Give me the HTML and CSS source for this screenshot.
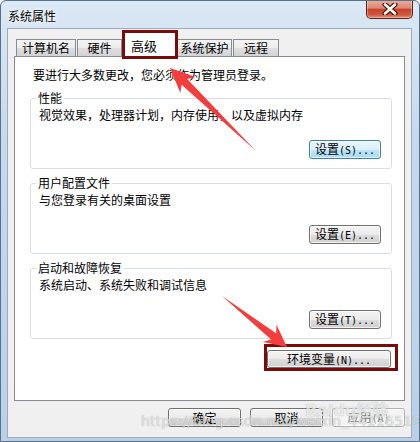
FILE: index.html
```html
<!DOCTYPE html>
<html lang="zh-CN">
<head>
    <meta charset="UTF-8">
    <title>系统属性</title>
    <link rel="stylesheet" href="styles.css">
</head>
<body>
    <div class="window">
        <div class="titlebar">
            <span class="title">系统属性</span>
            <button class="close" type="button">
                <svg width="16" height="12" viewBox="0 0 16 12">
                    <path d="M3 1.5 L13 10.5 M13 1.5 L3 10.5" stroke="#3b1810" stroke-width="5" stroke-linecap="round"/>
                    <path d="M3 1.5 L13 10.5 M13 1.5 L3 10.5" stroke="#fff" stroke-width="2.6" stroke-linecap="round"/>
                </svg>
            </button>
        </div>

        <div class="client">
            <!-- Вкладки -->
            <div class="tabs">
                <div class="tab tab-name">计算机名</div>
                <div class="tab tab-hw">硬件</div>
                <div class="tab tab-active">高级</div>
                <div class="tab tab-protect">系统保护</div>
                <div class="tab tab-remote">远程</div>
            </div>

            <div class="panel">
                <div class="intro">要进行大多数更改，您必须作为管理员登录。</div>

                <fieldset class="group">
                    <legend>性能</legend>
                    <div class="group-text">视觉效果，处理器计划，内存使用，以及虚拟内存</div>
                    <div class="group-actions">
                        <button class="btn btn-hot" type="button">设置<span class="mono">(S)...</span></button>
                    </div>
                </fieldset>

                <fieldset class="group">
                    <legend>用户配置文件</legend>
                    <div class="group-text">与您登录有关的桌面设置</div>
                    <div class="group-actions">
                        <button class="btn" type="button">设置<span class="mono">(E)...</span></button>
                    </div>
                </fieldset>

                <fieldset class="group">
                    <legend>启动和故障恢复</legend>
                    <div class="group-text">系统启动、系统失败和调试信息</div>
                    <div class="group-actions">
                        <button class="btn" type="button">设置<span class="mono">(T)...</span></button>
                    </div>
                </fieldset>

                <div class="env-row">
                    <div class="highlight">
                        <button class="btn btn-env" type="button">环境变量<span class="mono">(N)...</span></button>
                    </div>
                </div>
            </div>

            <!-- Кнопки диалога -->
            <div class="dialog-buttons">
                <button class="btn btn-dialog" type="button">确定</button>
                <button class="btn btn-dialog" type="button">取消</button>
                <button class="btn btn-dialog btn-disabled" type="button">应用<span class="mono">(A)</span></button>
            </div>
        </div>

        <div class="watermark-logo">Bai<span class="paw">du</span>经验</div>
        <div class="watermark-url">https://blog.csdn.net/weixin_44116519</div>

        <svg class="arrows" width="420" height="442" viewBox="0 0 420 442">
            <polygon points="170,68 195.6,77.1 187.2,78.9 256,151 181.6,84.7 180.4,92.9" fill="#f43d3d"/>
            <polygon points="287,347 262.9,342.1 271.1,339.6 222,296 276.1,333.3 276.5,324.7" fill="#f43d3d"/>
        </svg>
    </div>
</body>
</html>
```

FILE: styles.css
```css
body {
    margin: 0;
    font-family: "Noto Sans CJK SC", sans-serif;
    font-size: 12px;
    color: #000;
}

.window {
    position: relative;
    width: 420px;
    height: 442px;
    box-sizing: border-box;
    border: 1px solid #5a7089;
    border-radius: 6px 6px 0 0;
    background: linear-gradient(180deg, #dbe8f5 0%, #c6daee 30%, #b9d0e8 100%);
    overflow: hidden;
    display: flex;
    flex-direction: column;
}

.titlebar {
    height: 27px;
    display: flex;
    align-items: flex-start;
}

.title {
    padding: 7px 0 0 7px;
    line-height: 16px;
    text-shadow: 0 0 6px #fff, 0 0 3px #fff;
}

.close {
    margin: -1px 6px 0 auto;
    width: 47px;
    height: 19px;
    padding: 0;
    border: 1px solid #5b2318;
    border-top: none;
    border-radius: 0 0 5px 5px;
    background: linear-gradient(180deg, #eab0a2 0%, #dd8470 45%, #c7442b 52%, #cf563d 80%, #e08c70 100%);
    box-shadow: inset 0 0 0 1px rgba(255, 255, 255, 0.35);
    display: flex;
    align-items: center;
    justify-content: center;
}

.client {
    margin-left: 6px;
    width: 405px;
    height: 410px;
    box-sizing: border-box;
    border: 1px solid #9eabba;
    background: #f0f0f0;
}

/* Вкладки */
.tabs {
    height: 27px;
    padding-left: 8px;
    display: flex;
    align-items: flex-end;
}

.tab {
    box-sizing: border-box;
    height: 17px;
    border: 1px solid #898c95;
    border-bottom: none;
    background: linear-gradient(180deg, #f4f4f4 0%, #ececec 50%, #dfdfdf 51%, #d3d3d3 100%);
    line-height: 16px;
    text-align: center;
}

.tab-name { width: 60px; }
.tab-hw { width: 45px; margin-left: 1px; }
.tab-protect { width: 55px; margin-left: -1px; }
.tab-remote { width: 46px; margin-left: 1px; }

.tab-active {
    position: relative;
    z-index: 2;
    width: 56px;
    height: 29px;
    margin-bottom: -3px;
    border: 3px solid #7a0b0b;
    background: #fff;
    text-align: left;
    padding: 5px 0 0 6px;
    font-size: 13px;
}

.panel {
    margin: 0 6px;
    height: 345px;
    box-sizing: border-box;
    border: 1px solid #898c95;
    background: #fff;
    padding: 10px 12px 0 15px;
    display: flex;
    flex-direction: column;
}

.intro {
    line-height: 16px;
    padding-left: 3px;
}

.group {
    margin: 7px 0 0;
    padding: 0 10px 9px 8px;
    border: 1px solid #d5dfe5;
    border-radius: 3px;
}

.group:first-of-type {
    margin-top: 8px;
}

.group legend {
    margin-left: -3px;
    padding: 0 2px;
    line-height: 14px;
}

.group-text {
    margin-top: 2px;
    line-height: 16px;
}

.group-actions {
    margin-top: 17px;
    display: flex;
    justify-content: flex-end;
}

.btn {
    box-sizing: border-box;
    width: 72px;
    height: 19px;
    padding: 0;
    border: 1px solid #707070;
    border-radius: 3px;
    background: linear-gradient(180deg, #f3f3f3 0%, #ebebeb 50%, #dddddd 51%, #cfcfcf 100%);
    box-shadow: inset 0 0 0 1px rgba(255, 255, 255, 0.7);
    font-family: "Noto Sans CJK SC", sans-serif;
    font-size: 12px;
    line-height: 16px;
    color: #000;
}

.btn-hot {
    border-color: #3c7fb1;
    background: linear-gradient(180deg, #eaf6fd 0%, #d9f0fc 50%, #bee6fd 51%, #a7d9f5 100%);
}

.mono {
    font-family: "DejaVu Sans Mono", monospace;
    font-size: 10px;
}

.env-row {
    margin-top: 5px;
    display: flex;
    justify-content: flex-end;
}

.highlight {
    margin-right: -6px;
    padding: 3px 4px 0 0;
    border: 3px solid #7a0b0b;
}

.btn-env {
    width: 124px;
    height: 18px;
}

.dialog-buttons {
    margin: 7px 6px 0 0;
    display: flex;
    justify-content: flex-end;
    gap: 9px;
}

.btn-dialog {
    width: 73px;
}

.btn-disabled {
    border-color: #adb2b5;
    background: #f4f4f4;
    color: #838383;
}

/* Водяные знаки */
.watermark-logo {
    position: absolute;
    left: 304px;
    top: 396px;
    font-family: "DejaVu Sans", "Noto Sans CJK SC", sans-serif;
    font-size: 16px;
    font-weight: bold;
    color: rgba(255, 255, 255, 0.75);
    text-shadow: 0 0 1px rgba(0, 0, 0, 0.35);
}

.watermark-url {
    position: absolute;
    left: 140px;
    top: 412px;
    font-family: "DejaVu Sans", sans-serif;
    font-size: 14px;
    letter-spacing: 0.2px;
    color: rgba(255, 255, 255, 0.7);
    text-shadow: 0 0 1px rgba(0, 0, 0, 0.4);
}

.arrows {
    position: absolute;
    left: -1px;
    top: -1px;
    pointer-events: none;
}
```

#####

Write the material out again exactly as it appears, dropping the pictures.

__Complete response__:
Give me the HTML and CSS source for this screenshot.
FILE: index.html
```html
<!DOCTYPE html>
<html lang="zh-CN">
<head>
    <meta charset="UTF-8">
    <title>系统属性</title>
    <link rel="stylesheet" href="styles.css">
</head>
<body>
    <div class="window">
        <div class="titlebar">
            <span class="title">系统属性</span>
            <button class="close" type="button">
                <svg width="16" height="12" viewBox="0 0 16 12">
                    <path d="M3 1.5 L13 10.5 M13 1.5 L3 10.5" stroke="#3b1810" stroke-width="5" stroke-linecap="round"/>
                    <path d="M3 1.5 L13 10.5 M13 1.5 L3 10.5" stroke="#fff" stroke-width="2.6" stroke-linecap="round"/>
                </svg>
            </button>
        </div>

        <div class="client">
            <!-- Вкладки -->
            <div class="tabs">
                <div class="tab tab-name">计算机名</div>
                <div class="tab tab-hw">硬件</div>
                <div class="tab tab-active">高级</div>
                <div class="tab tab-protect">系统保护</div>
                <div class="tab tab-remote">远程</div>
            </div>

            <div class="panel">
                <div class="intro">要进行大多数更改，您必须作为管理员登录。</div>

                <fieldset class="group">
                    <legend>性能</legend>
                    <div class="group-text">视觉效果，处理器计划，内存使用，以及虚拟内存</div>
                    <div class="group-actions">
                        <button class="btn btn-hot" type="button">设置<span class="mono">(S)...</span></button>
                    </div>
                </fieldset>

                <fieldset class="group">
                    <legend>用户配置文件</legend>
                    <div class="group-text">与您登录有关的桌面设置</div>
                    <div class="group-actions">
                        <button class="btn" type="button">设置<span class="mono">(E)...</span></button>
                    </div>
                </fieldset>

                <fieldset class="group">
                    <legend>启动和故障恢复</legend>
                    <div class="group-text">系统启动、系统失败和调试信息</div>
                    <div class="group-actions">
                        <button class="btn" type="button">设置<span class="mono">(T)...</span></button>
                    </div>
                </fieldset>

                <div class="env-row">
                    <div class="highlight">
                        <button class="btn btn-env" type="button">环境变量<span class="mono">(N)...</span></button>
                    </div>
                </div>
            </div>

            <!-- Кнопки диалога -->
            <div class="dialog-buttons">
                <button class="btn btn-dialog" type="button">确定</button>
                <button class="btn btn-dialog" type="button">取消</button>
                <button class="btn btn-dialog btn-disabled" type="button">应用<span class="mono">(A)</span></button>
            </div>
        </div>

        <div class="watermark-logo">Bai<span class="paw">du</span>经验</div>
        <div class="watermark-url">https://blog.csdn.net/weixin_44116519</div>

        <svg class="arrows" width="420" height="442" viewBox="0 0 420 442">
            <polygon points="170,68 195.6,77.1 187.2,78.9 256,151 181.6,84.7 180.4,92.9" fill="#f43d3d"/>
            <polygon points="287,347 262.9,342.1 271.1,339.6 222,296 276.1,333.3 276.5,324.7" fill="#f43d3d"/>
        </svg>
    </div>
</body>
</html>
```

FILE: styles.css
```css
body {
    margin: 0;
    font-family: "Noto Sans CJK SC", sans-serif;
    font-size: 12px;
    color: #000;
}

.window {
    position: relative;
    width: 420px;
    height: 442px;
    box-sizing: border-box;
    border: 1px solid #5a7089;
    border-radius: 6px 6px 0 0;
    background: linear-gradient(180deg, #dbe8f5 0%, #c6daee 30%, #b9d0e8 100%);
    overflow: hidden;
    display: flex;
    flex-direction: column;
}

.titlebar {
    height: 27px;
    display: flex;
    align-items: flex-start;
}

.title {
    padding: 7px 0 0 7px;
    line-height: 16px;
    text-shadow: 0 0 6px #fff, 0 0 3px #fff;
}

.close {
    margin: -1px 6px 0 auto;
    width: 47px;
    height: 19px;
    padding: 0;
    border: 1px solid #5b2318;
    border-top: none;
    border-radius: 0 0 5px 5px;
    background: linear-gradient(180deg, #eab0a2 0%, #dd8470 45%, #c7442b 52%, #cf563d 80%, #e08c70 100%);
    box-shadow: inset 0 0 0 1px rgba(255, 255, 255, 0.35);
    display: flex;
    align-items: center;
    justify-content: center;
}

.client {
    margin-left: 6px;
    width: 405px;
    height: 410px;
    box-sizing: border-box;
    border: 1px solid #9eabba;
    background: #f0f0f0;
}

/* Вкладки */
.tabs {
    height: 27px;
    padding-left: 8px;
    display: flex;
    align-items: flex-end;
}

.tab {
    box-sizing: border-box;
    height: 17px;
    border: 1px solid #898c95;
    border-bottom: none;
    background: linear-gradient(180deg, #f4f4f4 0%, #ececec 50%, #dfdfdf 51%, #d3d3d3 100%);
    line-height: 16px;
    text-align: center;
}

.tab-name { width: 60px; }
.tab-hw { width: 45px; margin-left: 1px; }
.tab-protect { width: 55px; margin-left: -1px; }
.tab-remote { width: 46px; margin-left: 1px; }

.tab-active {
    position: relative;
    z-index: 2;
    width: 56px;
    height: 29px;
    margin-bottom: -3px;
    border: 3px solid #7a0b0b;
    background: #fff;
    text-align: left;
    padding: 5px 0 0 6px;
    font-size: 13px;
}

.panel {
    margin: 0 6px;
    height: 345px;
    box-sizing: border-box;
    border: 1px solid #898c95;
    background: #fff;
    padding: 10px 12px 0 15px;
    display: flex;
    flex-direction: column;
}

.intro {
    line-height: 16px;
    padding-left: 3px;
}

.group {
    margin: 7px 0 0;
    padding: 0 10px 9px 8px;
    border: 1px solid #d5dfe5;
    border-radius: 3px;
}

.group:first-of-type {
    margin-top: 8px;
}

.group legend {
    margin-left: -3px;
    padding: 0 2px;
    line-height: 14px;
}

.group-text {
    margin-top: 2px;
    line-height: 16px;
}

.group-actions {
    margin-top: 17px;
    display: flex;
    justify-content: flex-end;
}

.btn {
    box-sizing: border-box;
    width: 72px;
    height: 19px;
    padding: 0;
    border: 1px solid #707070;
    border-radius: 3px;
    background: linear-gradient(180deg, #f3f3f3 0%, #ebebeb 50%, #dddddd 51%, #cfcfcf 100%);
    box-shadow: inset 0 0 0 1px rgba(255, 255, 255, 0.7);
    font-family: "Noto Sans CJK SC", sans-serif;
    font-size: 12px;
    line-height: 16px;
    color: #000;
}

.btn-hot {
    border-color: #3c7fb1;
    background: linear-gradient(180deg, #eaf6fd 0%, #d9f0fc 50%, #bee6fd 51%, #a7d9f5 100%);
}

.mono {
    font-family: "DejaVu Sans Mono", monospace;
    font-size: 10px;
}

.env-row {
    margin-top: 5px;
    display: flex;
    justify-content: flex-end;
}

.highlight {
    margin-right: -6px;
    padding: 3px 4px 0 0;
    border: 3px solid #7a0b0b;
}

.btn-env {
    width: 124px;
    height: 18px;
}

.dialog-buttons {
    margin: 7px 6px 0 0;
    display: flex;
    justify-content: flex-end;
    gap: 9px;
}

.btn-dialog {
    width: 73px;
}

.btn-disabled {
    border-color: #adb2b5;
    background: #f4f4f4;
    color: #838383;
}

/* Водяные знаки */
.watermark-logo {
    position: absolute;
    left: 304px;
    top: 396px;
    font-family: "DejaVu Sans", "Noto Sans CJK SC", sans-serif;
    font-size: 16px;
    font-weight: bold;
    color: rgba(255, 255, 255, 0.75);
    text-shadow: 0 0 1px rgba(0, 0, 0, 0.35);
}

.watermark-url {
    position: absolute;
    left: 140px;
    top: 412px;
    font-family: "DejaVu Sans", sans-serif;
    font-size: 14px;
    letter-spacing: 0.2px;
    color: rgba(255, 255, 255, 0.7);
    text-shadow: 0 0 1px rgba(0, 0, 0, 0.4);
}

.arrows {
    position: absolute;
    left: -1px;
    top: -1px;
    pointer-events: none;
}
```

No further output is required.